No dia seguinte, trem lotado, percebi que a cidade abraçava o evento. Lá fora, frio, garoa fina, telões mostrando os corredores de elite. Os ídolos. Os extraterrestres que correm a 20km/h.

Todos pouco metros à frente de onde eu estava posicionado. 

Larguei. Mais uma maratona. A major número 1.

Primeira impressão: muita gente. Dentro e fora da prova. Incrível que com aquela temperatura havia pessoas de todas as idades nas ruas a nos incentivar.

Os primeiros quilômetros passavam e eu mantinha o ritmo programado. Procurava correr sobre a linha azul do asfalto que marca a distância oficial. Mas era difícil. Crianças na cerca estendiam seus braços pedindo um cumprimento.

Eu não aguentava, saía várias vezes do traçado para tocar suas mãos. Elas, em resposta, comemoravam. Sorriam. Contavam para suas mães do feito. Um negócio maravilhoso.

Meus pés latejavam. Procurava poças de água para molhá-los e assim tentar aliviar a dor. Eis uma maratona sofrida, como devia ser.

No 17K, ouvi:

“Aê Brasil, tudo bem?” – Não sei como o sujeito descobriu que eu era brasileiro. Não havia dado pistas.

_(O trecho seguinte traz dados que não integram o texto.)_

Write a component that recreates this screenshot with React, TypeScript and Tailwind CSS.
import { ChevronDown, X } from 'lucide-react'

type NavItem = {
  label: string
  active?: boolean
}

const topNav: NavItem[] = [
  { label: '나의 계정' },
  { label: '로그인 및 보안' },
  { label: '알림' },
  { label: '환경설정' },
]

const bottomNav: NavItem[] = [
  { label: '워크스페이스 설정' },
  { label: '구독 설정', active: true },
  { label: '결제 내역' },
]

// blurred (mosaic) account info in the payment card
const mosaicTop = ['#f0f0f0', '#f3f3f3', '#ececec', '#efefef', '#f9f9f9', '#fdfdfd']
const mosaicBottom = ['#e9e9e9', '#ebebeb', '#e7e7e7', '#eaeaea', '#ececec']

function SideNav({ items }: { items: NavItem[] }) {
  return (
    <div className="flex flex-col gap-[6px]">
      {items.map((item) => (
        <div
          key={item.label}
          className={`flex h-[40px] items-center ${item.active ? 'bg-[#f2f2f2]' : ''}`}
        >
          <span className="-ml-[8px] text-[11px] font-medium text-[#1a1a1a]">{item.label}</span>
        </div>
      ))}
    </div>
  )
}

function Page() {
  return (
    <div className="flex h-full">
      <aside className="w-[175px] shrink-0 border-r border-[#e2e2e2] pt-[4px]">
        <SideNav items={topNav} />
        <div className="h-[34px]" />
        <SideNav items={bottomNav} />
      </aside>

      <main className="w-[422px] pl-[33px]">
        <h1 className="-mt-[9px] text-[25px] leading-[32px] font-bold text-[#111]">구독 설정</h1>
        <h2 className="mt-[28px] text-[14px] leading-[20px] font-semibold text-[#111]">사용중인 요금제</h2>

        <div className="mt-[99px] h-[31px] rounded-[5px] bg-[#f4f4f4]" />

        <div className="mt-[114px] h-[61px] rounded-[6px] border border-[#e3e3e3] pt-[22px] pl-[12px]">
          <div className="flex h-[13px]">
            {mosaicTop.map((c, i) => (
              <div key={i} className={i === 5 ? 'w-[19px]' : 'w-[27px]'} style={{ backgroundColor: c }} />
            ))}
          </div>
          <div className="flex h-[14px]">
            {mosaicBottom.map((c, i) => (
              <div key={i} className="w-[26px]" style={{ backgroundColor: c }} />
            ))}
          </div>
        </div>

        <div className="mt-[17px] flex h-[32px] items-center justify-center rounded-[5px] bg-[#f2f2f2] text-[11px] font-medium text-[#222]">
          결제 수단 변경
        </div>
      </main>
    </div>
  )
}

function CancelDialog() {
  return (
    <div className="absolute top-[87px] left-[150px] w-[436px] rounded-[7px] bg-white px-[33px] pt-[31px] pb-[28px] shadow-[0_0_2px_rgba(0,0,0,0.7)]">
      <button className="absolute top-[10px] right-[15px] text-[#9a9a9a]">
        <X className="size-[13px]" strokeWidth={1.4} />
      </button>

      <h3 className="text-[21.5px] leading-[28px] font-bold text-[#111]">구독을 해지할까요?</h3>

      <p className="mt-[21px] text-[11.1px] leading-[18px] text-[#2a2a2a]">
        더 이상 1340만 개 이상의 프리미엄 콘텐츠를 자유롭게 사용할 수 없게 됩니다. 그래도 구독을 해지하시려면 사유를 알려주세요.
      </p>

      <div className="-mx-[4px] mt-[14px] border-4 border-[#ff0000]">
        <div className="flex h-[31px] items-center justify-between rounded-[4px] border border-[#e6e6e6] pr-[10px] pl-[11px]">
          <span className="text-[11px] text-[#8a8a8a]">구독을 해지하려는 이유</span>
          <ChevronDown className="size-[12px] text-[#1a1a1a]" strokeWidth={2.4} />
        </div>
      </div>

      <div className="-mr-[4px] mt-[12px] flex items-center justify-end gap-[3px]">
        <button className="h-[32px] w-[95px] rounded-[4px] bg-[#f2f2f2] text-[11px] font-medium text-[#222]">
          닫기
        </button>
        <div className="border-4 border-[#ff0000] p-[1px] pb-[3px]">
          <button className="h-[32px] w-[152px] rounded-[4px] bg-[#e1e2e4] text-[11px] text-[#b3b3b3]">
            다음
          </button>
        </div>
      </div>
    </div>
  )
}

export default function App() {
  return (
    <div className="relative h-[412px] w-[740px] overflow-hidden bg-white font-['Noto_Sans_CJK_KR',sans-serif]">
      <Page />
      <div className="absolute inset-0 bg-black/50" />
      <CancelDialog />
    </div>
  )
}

“Tudo sim, brother, e você?”

“Mais ou menos. Está mantendo quanto?”

“Entre 4:45 e 4:50”.

“Posso ir contigo?”

“Bora.”

Ficamos juntos por um bom tempo. Ele não entendia muito bem minhas saídas para cumprimentar as crianças e parecia ficar com medo de me perder. Por fim, depois de 6 ou 7K, isso aconteceu. 

Com dois terços de prova, no 28K, bateu a “bad”. Aquela sensação pela qual muitos maratonistas passam. A hora em que começamos a nos considerar o maior dos idiotas.

Mas ela durou pouco. No 30K, o capetinha desceu do ombro e voltei a me concentrar. O pé continuava a doer, as poças, a aliviar. Mantinha o ritmo.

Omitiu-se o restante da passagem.